CREATE FUNCTION IslessORequalThan( lowA CHAR(1)
                                 , lowB CHAR(1)
                                 , lowC CHAR(1)
                                 , highA CHAR(1)
                                 , highB CHAR(1)
                                 , highC CHAR(1)
                                 )
RETURNS boolean
RETURN ( (lowA < highA)
         OR ( (lowA = highA)
               AND ( (lowB < highB)
                     OR ( (lowB = highB)
                          AND (lowC <= highC)
                        )
                   )
            )
       );

and use it to solve the same or similar problems. This solves the question again. The query is elegant but a new function has to be created if the type or number of fields is changed.

SELECT colA
     , colB
     , colC
FROM mytable 
WHERE IslessORequalThan(  'A',  'B',  'C', colA, colB, colC )
  AND IslessORequalThan( colA, colB, colC,  'D',  'E',  'F' )
ORDER BY colA, colB, colC
LIMIT 1;

Until then, and because the condition

(colA, colB, colC) BETWEEN ('A', 'B', 'C') AND ('D', 'E', 'F')

was not allowed in MySQL, I thought that

('A', 'B', 'C') <= (colA, colB, colC)

was not allowed as well. But I was wrong.

Share:
21,352
bukzor
Author by

bukzor

Updated on April 13, 2020

Comments

  • bukzor
    bukzor about 4 years

    In my current application, I need to be able to do this type of query:

    SELECT MIN((colA, colB, colC)) 
    FROM mytable
    WHERE (colA, colB, colC) BETWEEN (200, 'B', 'C') AND (1000, 'E', 'F')
    

    and get the answer of (333, 'B', 'B'), given this data:

    +------+------+------+
    | colA | colB | colC |
    +------+------+------+
    |   99 | A    | A    |
    |  200 | A    | Z    |
    |  200 | B    | B    |
    |  333 | B    | B    |
    |  333 | C    | D    |
    |  333 | C    | E    |
    |  333 | D    | C    |
    | 1000 | E    | G    |
    | 1000 | F    | A    |
    +------+------+------+
    

    What is the most efficient way to accomplish this in real SQL? Please keep in mind that this is a toy example, and that my actual application has tables with varying columns and data types, and hundreds of million of rows. I use MySQL, if that helps. You can also assume that these columns have a PRIMARY or UNIQUE index on them.

    If the solution is easily extensible to more/less columns, that's even better.


    Tuple Comparison:

    Several have asked so I should put this in the question. Tuples are ordered lexicographically, meaning that the sequences are ordered the same as their first differing elements. For example, (1,2,x) < (1,2,y) returns the same as x < y.

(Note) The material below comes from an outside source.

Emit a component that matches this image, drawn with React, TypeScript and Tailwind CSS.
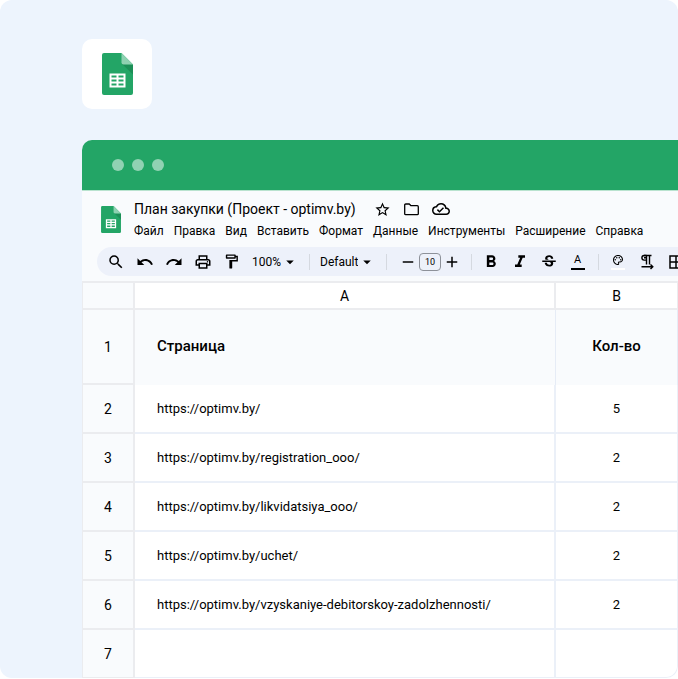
import { memo } from 'react';
import {
    MdAdd,
    MdArrowDropDown,
    MdBorderAll,
    MdFormatBold,
    MdFormatItalic,
    MdOutlineCloudDone,
    MdOutlineFormatPaint,
    MdOutlinePalette,
    MdOutlinePrint,
    MdRedo,
    MdRemove,
    MdSearch,
    MdStarBorder,
    MdStrikethroughS,
    MdUndo,
} from 'react-icons/md';

interface ToolButtonProps {
    label: string;
    children: React.ReactNode;
}

interface ToolSelectProps {
    label: string;
    options: string[];
    className: string;
}

const menuItems = [
    'Файл',
    'Правка',
    'Вид',
    'Вставить',
    'Формат',
    'Данные',
    'Инструменты',
    'Расширение',
    'Справка',
];

const rows = [
    { url: 'https://optimv.by/', count: '5' },
    { url: 'https://optimv.by/registration_ooo/', count: '2' },
    { url: 'https://optimv.by/likvidatsiya_ooo/', count: '2' },
    { url: 'https://optimv.by/uchet/', count: '2' },
    { url: 'https://optimv.by/vzyskaniye-debitorskoy-zadolzhennosti/', count: '2' },
];

const SheetsLogo = ({ className }: { className: string }) => (
    <svg className={className} viewBox="0 0 31 42" aria-hidden="true">
        <path fill="#23a566" d="M2 0h17.5L31 11.5V40a2 2 0 0 1-2 2H2a2 2 0 0 1-2-2V2a2 2 0 0 1 2-2z" />
        <path fill="#1c8f57" d="M20 11l11 10.5v-10z" />
        <path fill="#8ed1b1" d="M19.5 0L31 11.5h-9.5a2 2 0 0 1-2-2z" />
        <path
            fill="#fff"
            fillRule="evenodd"
            d="M7.5 20.5h16v14h-16zM9.5 22.5v2h5v-2zM16.5 22.5v2h5v-2zM9.5 26.5v2h5v-2zM16.5 26.5v2h5v-2zM9.5 30.5v2h5v-2zM16.5 30.5v2h5v-2z"
        />
    </svg>
);

const FolderIcon = () => (
    <svg className="size-[17px]" viewBox="0 0 17 17" fill="none" stroke="currentColor" strokeWidth="1.3" strokeLinejoin="round" aria-hidden="true">
        <path d="M1.7 4a1 1 0 0 1 1-1h3.6l1.7 1.7h6.3a1 1 0 0 1 1 1v7a1 1 0 0 1-1 1H2.7a1 1 0 0 1-1-1z" />
    </svg>
);

const TextDirectionIcon = () => (
    <svg className="size-4" viewBox="0 0 16 16" fill="none" stroke="currentColor" strokeWidth="1.4" aria-hidden="true">
        <path d="M5 1.5h7.5M7.5 1.5v9M10.5 1.5v9" />
        <path d="M7.5 1.5H5.2a2.2 2.2 0 0 0 0 4.6h2.3" />
        <path d="M5 3.8h2" />
        <path d="M2.5 12.8h11M11.5 10.5l2.3 2.3-2.3 2.3" />
    </svg>
);

const ToolButton = ({ label, children }: ToolButtonProps) => (
    <button type="button" aria-label={label} className="flex w-[29px] shrink-0 items-center justify-center">
        {children}
    </button>
);

const ToolSelect = ({ label, options, className }: ToolSelectProps) => (
    <label className="flex shrink-0 items-center">
        <select aria-label={label} className={`appearance-none bg-transparent text-xs outline-none ${className}`}>
            {options.map((option) => (
                <option key={option}>{option}</option>
            ))}
        </select>
        <MdArrowDropDown className="size-[18px] shrink-0" />
    </label>
);

const Separator = () => <span className="h-4 w-px shrink-0 bg-[#d5d9e0]" />;

const Toolbar = memo(() => (
    <div className="ml-[15px] flex h-[29px] items-center overflow-hidden rounded-l-full bg-[#edf1fa] pl-1">
        <ToolButton label="Поиск"><MdSearch className="size-[18px]" /></ToolButton>
        <ToolButton label="Отменить"><MdUndo className="size-[18px]" /></ToolButton>
        <ToolButton label="Повторить"><MdRedo className="size-[18px]" /></ToolButton>
        <ToolButton label="Печать"><MdOutlinePrint className="size-[18px]" /></ToolButton>
        <ToolButton label="Копировать форматирование"><MdOutlineFormatPaint className="size-[17px]" /></ToolButton>
        <div className="flex shrink-0 items-center gap-[10px] pl-1.5">
            <ToolSelect label="Масштаб" options={['100%', '75%', '50%']} className="w-[29px]" />
            <Separator />
            <ToolSelect label="Шрифт" options={['Default', 'Arial']} className="w-[38px]" />
            <Separator />
            <div className="flex items-center gap-0.5 pl-0.5">
                <button type="button" aria-label="Уменьшить размер"><MdRemove className="size-[18px]" /></button>
                <input
                    aria-label="Размер шрифта"
                    defaultValue="10"
                    className="h-[18px] w-[22px] rounded-sm border border-[#8d9199] text-center text-[9px] outline-none"
                />
                <button type="button" aria-label="Увеличить размер"><MdAdd className="size-[18px]" /></button>
            </div>
            <Separator />
        </div>
        <div className="flex shrink-0 items-center pl-1">
            <ToolButton label="Полужирный"><MdFormatBold className="size-5" /></ToolButton>
            <ToolButton label="Курсив"><MdFormatItalic className="size-5" /></ToolButton>
            <ToolButton label="Зачёркнутый"><MdStrikethroughS className="size-[18px]" /></ToolButton>
            <ToolButton label="Цвет текста">
                <span className="w-[14px] border-b-2 border-black pb-0.5 text-center text-[11px] leading-3">A</span>
            </ToolButton>
        </div>
        <div className="flex shrink-0 items-center gap-1 pl-1.5">
            <Separator />
            <div className="flex items-center">
                <ToolButton label="Цвет заливки">
                    <span className="flex w-[14px] justify-center border-b-2 border-white pb-0.5">
                        <MdOutlinePalette className="size-3" />
                    </span>
                </ToolButton>
                <ToolButton label="Направление текста"><TextDirectionIcon /></ToolButton>
                <ToolButton label="Границы"><MdBorderAll className="size-[18px]" /></ToolButton>
            </div>
        </div>
    </div>
));

Toolbar.displayName = 'Toolbar';

const rowHeadClass = 'border-r-2 border-b-2 border-[#ebecef] bg-[#f9fbfd] text-sm font-normal';
const cellClass = 'border-r-2 border-b-2 border-[#ebf0f8]';

const Sheet = () => (
    <table className="w-full table-fixed border-separate border-spacing-0 border-t-2 border-l border-[#ebecef] bg-white text-[13px]">
        <colgroup>
            <col className="w-[52px]" />
            <col />
            <col className="w-[122px]" />
        </colgroup>
        <thead>
            <tr className="h-[27px] text-sm">
                <td className={rowHeadClass} />
                <th scope="col" className="border-r-2 border-b-2 border-[#ebecef] font-normal">A</th>
                <th scope="col" className="border-r border-b-2 border-[#ebecef] font-normal">B</th>
            </tr>
        </thead>
        <tbody>
            <tr className="h-[75px] text-[15px]">
                <th scope="row" className={rowHeadClass}>1</th>
                <td className="border-r border-[#e6ecf6] bg-[#f9fbfd] pb-0.5 pl-[22px] font-medium">Страница</td>
                <td className="border-r border-[#e6ecf6] bg-[#f9fbfd] pb-0.5 text-center font-medium">Кол-во</td>
            </tr>
            {rows.map((row, index) => (
                <tr key={row.url} className="h-[49px]">
                    <th scope="row" className={rowHeadClass}>{index + 2}</th>
                    <td className={`${cellClass} pl-[22px]`}>{row.url}</td>
                    <td className="border-r border-b-2 border-[#ebf0f8] text-center">{row.count}</td>
                </tr>
            ))}
            <tr className="h-12">
                <th scope="row" className="border-r-2 border-b border-[#ebecef] bg-[#f9fbfd] text-sm font-normal">7</th>
                <td className="border-r-2 border-b border-[#ebf0f8]" />
                <td className="rounded-br-xl border-r border-b border-[#ebf0f8]" />
            </tr>
        </tbody>
    </table>
);

export default function App() {
    return (
        <div className="bg-white pb-px font-['Roboto','Liberation_Sans',sans-serif] text-black">
            <main className="overflow-hidden rounded-xl bg-[#edf4fd] pt-[39px] pl-[82px]">
                <div className="flex size-[70px] items-center justify-center rounded-[10px] bg-white">
                    <SheetsLogo className="h-[42px] w-[31px]" />
                </div>

                {/* Spreadsheet window */}
                <section className="mt-[31px] overflow-hidden rounded-tl-[10px] bg-[#f9fbfd]">
                    <div className="flex h-[51px] items-center gap-2 border-b border-[#b9e3cf] bg-[#23a566] pl-[30px]">
                        <span className="size-3 rounded-full bg-[#91d2b3]" />
                        <span className="size-3 rounded-full bg-[#91d2b3]" />
                        <span className="size-3 rounded-full bg-[#91d2b3]" />
                    </div>

                    <header className="flex h-14 items-center gap-[13px] pl-[19px]">
                        <SheetsLogo className="h-[27px] w-5 shrink-0" />
                        <div>
                            <div className="flex items-center gap-3 whitespace-nowrap">
                                <h1 className="pr-1.5 text-sm leading-6">План закупки (Проект - optimv.by)</h1>
                                <button type="button" aria-label="Добавить в избранное"><MdStarBorder className="size-[17px]" /></button>
                                <button type="button" aria-label="Переместить"><FolderIcon /></button>
                                <button type="button" aria-label="Статус документа"><MdOutlineCloudDone className="size-[18px]" /></button>
                            </div>
                            <nav className="flex gap-[10px] text-xs leading-5 whitespace-nowrap">
                                {menuItems.map((item) => (
                                    <a key={item} href="#">{item}</a>
                                ))}
                            </nav>
                        </div>
                    </header>

                    <Toolbar />
                    <div className="h-[5px]" />
                    <Sheet />
                </section>
            </main>
        </div>
    );
}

    It's worth noting that SQL (or at least mysql) implements this correctly:

    mysql> select (200, 'B', 'C') < (333, 'B', 'B') and (333, 'B', 'B') < (1000, 'E', 'F');
    +--------------------------------------------------------------------------+
    | (200, 'B', 'C') < (333, 'B', 'B') and (333, 'B', 'B') < (1000, 'E', 'F') |
    +--------------------------------------------------------------------------+
    |                                                                        1 |
    +--------------------------------------------------------------------------+
    1 row in set (0.00 sec)
    

    Here's the necessary SQL to create the example:

    create table mytable select 333 colA, 'B' colB, 'B' colC;
    insert into mytable values (200, 'B', 'B'), (333, 'C', 'D'), (1000, 'E', 'G'), 
        (200, 'A', 'Z'), (1000, 'F', 'A'), (333, 'C', 'E'), (333, 'D', 'C'),
        (99, 'A', 'A');
    alter table mytable add unique index myindex (colA, colB, colC);
    

    Adding this index seems to cause the table to be sorted lexicographically, which is interesting. This isn't true in our production system.

  • ypercubeᵀᴹ
    ypercubeᵀᴹ about 13 years
    Count all rows that satisfy the same criteria?
  • bukzor
    bukzor about 13 years
    This answer works, but in my experience, OR's are a performance disaster. Do you think there's a better way?
  • ypercubeᵀᴹ
    ypercubeᵀᴹ about 13 years
    I think you should test it to find out if it's disaster or not. I can't think of anything else at the moment.
  • ypercubeᵀᴹ
    ypercubeᵀᴹ about 13 years
    Oh boy, I justtried something in MySQL and it works. I'll post a new answer!
  • bukzor
    bukzor about 13 years
    perfect! You should remove your other answer.
  • Cade Roux
    Cade Roux about 13 years
    If <= works on tuples, it seems like BETWEEN should work, because it's supposed to simply be equivalent to that operation.
  • ypercubeᵀᴹ
    ypercubeᵀᴹ about 13 years
    @Cade: my point exactly, "since BETWEEN did not work, I hadn't tried <= at first".